We follow the current AutoTVM process to tune the representative tasks first, and then tune other tasks. When tuning other tasks, a user can specify how many schedules should be shared from the dependent task. For example, top3 means sharing the best 3 schedules; 5% means sharing the best 5% schedules.

An example of tuning tasks with some of them selected is shown as follows:

sel_tasks = [t for t in tasks if t.depend == t]
other_tasks = [t for t in tasks if t.depend != t]

# the first pass tunes the representative tasks
for i, tsk in enumerate(reversed(sel_tasks)):
    prefix = "[Sel Task %2d/%2d] " %(i+1, len(sel_tasks))
    tuner_obj = create_tuner(tuner)

    # do tuning
    curr_trial = min(n_trial, len(tsk.config_space))
    tuner_obj.tune(n_trial=curr_trial,
                   early_stopping=early_stopping,
                   measure_option=measure_option,
                   callbacks=[
                       autotvm.callback.progress_bar(curr_trial, prefix=prefix),
                       autotvm.callback.log_to_file(log_file)])

# the second pass tunes the rest tasks
for i, tsk in enumerate(reversed(other_tasks)):
    prefix = "[Other Task %2d/%2d] " %(i+1, len(other_tasks))
    tuner_obj = create_tuner(tuner)

    # do tuning
    curr_trial = n_trial
    tuner_obj.tune(n_trial=curr_trial,
                   depend_mode='top10', # Indicating that we will share 10 best schedules
                   early_stopping=early_stopping,
                   measure_option=measure_option,
                   callbacks=[
                       autotvm.callback.progress_bar(10, prefix=prefix),
                       autotvm.callback.log_to_file(log_file)])

In the above example, the second loop tunes the unselected tasks.

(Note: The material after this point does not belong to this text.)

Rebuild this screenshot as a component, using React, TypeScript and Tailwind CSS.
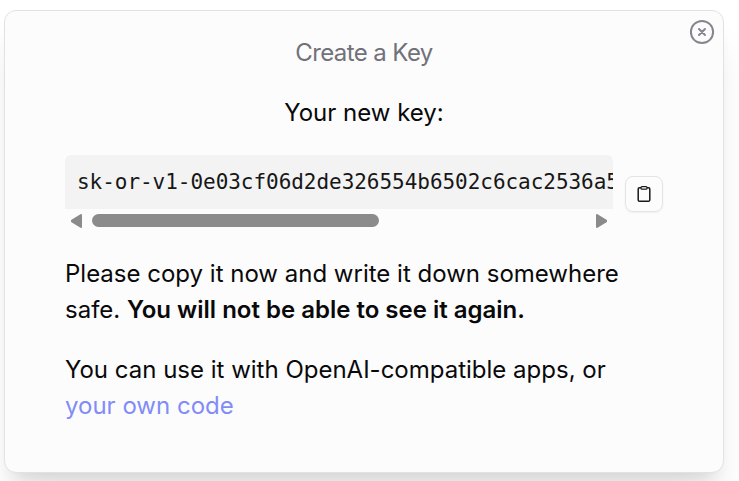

Since the tuned schedules are cached in selected tasks, the tuner will use those schedules as the tuning space, which size is 10 in this example.

There are two important advantages to this mechanism:

It is fully compatible with the current AutoTVM use case. Existing AutoTVM scripts still work without any issue.
Even if the unselected task fails to achieve decent performance with shared schedules, users can still re-tune them as the normal AutoTVM process. This does not hurt because the time spending on the shared schedules is just minutes.

Results

Here are the experimental results of using selective tuning for a set of models on EC2 P3 instance. We have evaluated 7 models from the Gluon CV model zoo, and the results are shown as follows. We tune selected tasks for 3,000 trials. Selective tuning achieves on average 84% performance while using only 28% tuning time. We consider the reason for outperforming the original AutoTVM is that the tuning space generated is not general enough to cover better schedules with non-factor tile sizes.

Model	Tuning Time w/o Selection (mins)	Perf. w/o Selection (ms)	w. Tuning Time w. Selection (mins)	Perf. w. Selection (ms)	Used Time	Achieve Perf.
MobileNet V2 1.0	1185	0.74	404	0.78	34%	95%
ResNet 50 V1	1666	2.27	358	3.7	21%	61%
VGG 19 BN	479	5.08	169	6.36	35%	80%
SqueezeNet 1.1	574	0.54	167	0.5	29%	108%
DenseNet 121	2670	2.99	377	3.02	14%	99%
Yolo3 MobileNet1.0 voc	2784	5.4	774	7.16	28%	75%
SSD512 ResNet50 V1 voc	3426	8.47	1150	5.65	34%	67%

Note

The task selection implementation uses Python graph package networkx. This introduces a new dependency on AutoTVM.
This mechanism works well on GPU but not CPU because the NCHWc layout limits the choices of C.

Tasks

[x] Implementation #4187
[x] Tutorial

cc @kevinthesun @icemelon9 @tqchen

kevinthesun commented 4 years ago

Thanks for this proposal! For Yolo and ssd, does the performance advantage mainly come from larger tuning space? If so, I suggest we also do full auto-tuning with expanded tuning space, so that we have an apple to apple comparison, and a more clear picture about tuning time vs performance trade-off. Also it would be interesting to see how this method can be used to select representative schedules for dynamic shape workloads.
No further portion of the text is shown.